Under the new law, private utilities can hike water and sewer rates 5 percent without going through that process. They would still need approval for higher rate increases. In other states, these increases can go only toward existing infrastructure. But the N.C. law allows utilities to build new pipelines and infrastructure, which promotes sprawl.

Aqua America, the publicly traded parent company of Aqua NC, helped craft similar legsislation in Pennsylvania, where the company is headquartered.

In a press release, Aqua America Chairman and CEO Nicholas DeBenedictis commended lawmakers and McCrory on the bill's enactment

Private utilities contend that circumventing the review process will allow them to more quickly upgrade their infrastructure. However, as INDY Week reported last year, Aqua NC, for example, intentionally buys troubled water systems, but fails to adequately fix problems.

The utilities commission must approve a company's request to invoke the new law, at which point the public can comment. However, after the commission okays the request, it's a done deal.

Brain dump: Paging DENR Secretary John "Mr. Science" Skvarla: SB 328 could damage the environment near wetlands and national wildlife refuges.

The bill trashes a 2007 law by eliminating buffers between landfills and wetlands, while reducing the protective area for national wildlife refuges.

Currently, landfills must be five miles from a national refuge; the new measure calls for that to be downsized to a mere 1,500 feet. To get an idea of that distance, imagine the Legislative Building on Jones Street as a landfill and a three-tenths of a mile north, William Peace University as a wildlife refuge.

North Carolina has 11 refuges totalling 400,000 acres.
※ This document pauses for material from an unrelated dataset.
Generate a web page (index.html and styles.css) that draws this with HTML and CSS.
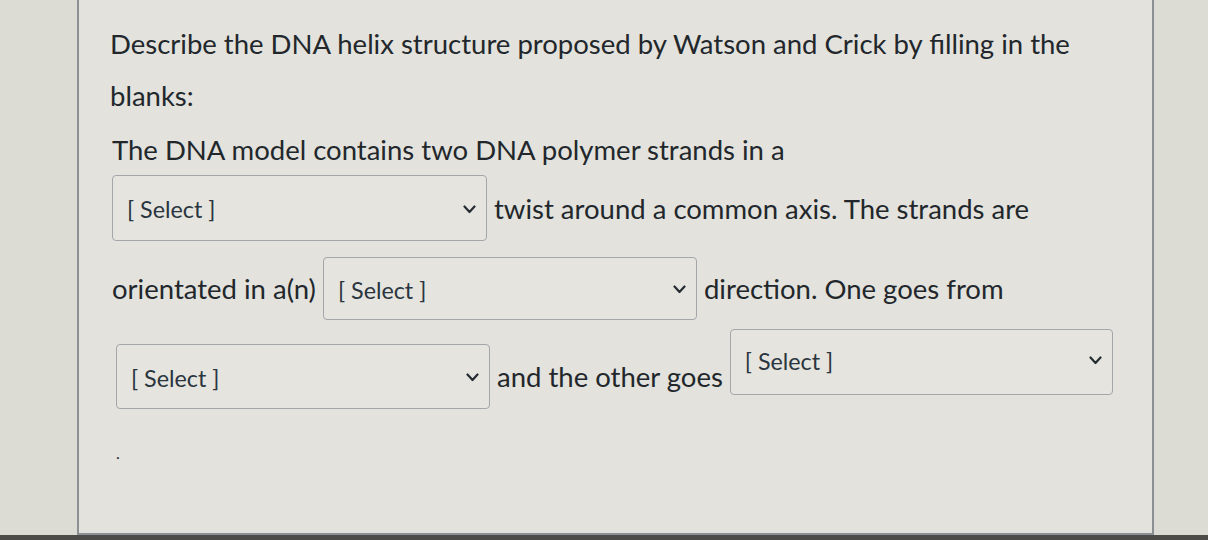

Six are within five miles of active and closed landfills.

The U.S. Fish & Wildlife Service is so concerned about the bill that Ecological Services Supervisor Pete Benjamin wrote a letter to Skvarla on June 19, telling him of the scientific basis for the agency's objection. "We are providing this information again for your use in providing scientifically sound input to the legislative process," Benjamin wrotes.

The Senate passed SB 328; it's now headed for the House Environment Committee.

Additional reporting by Raia Mihaylova.

This article appeared in print with the headline "Is the Legislature trashed?"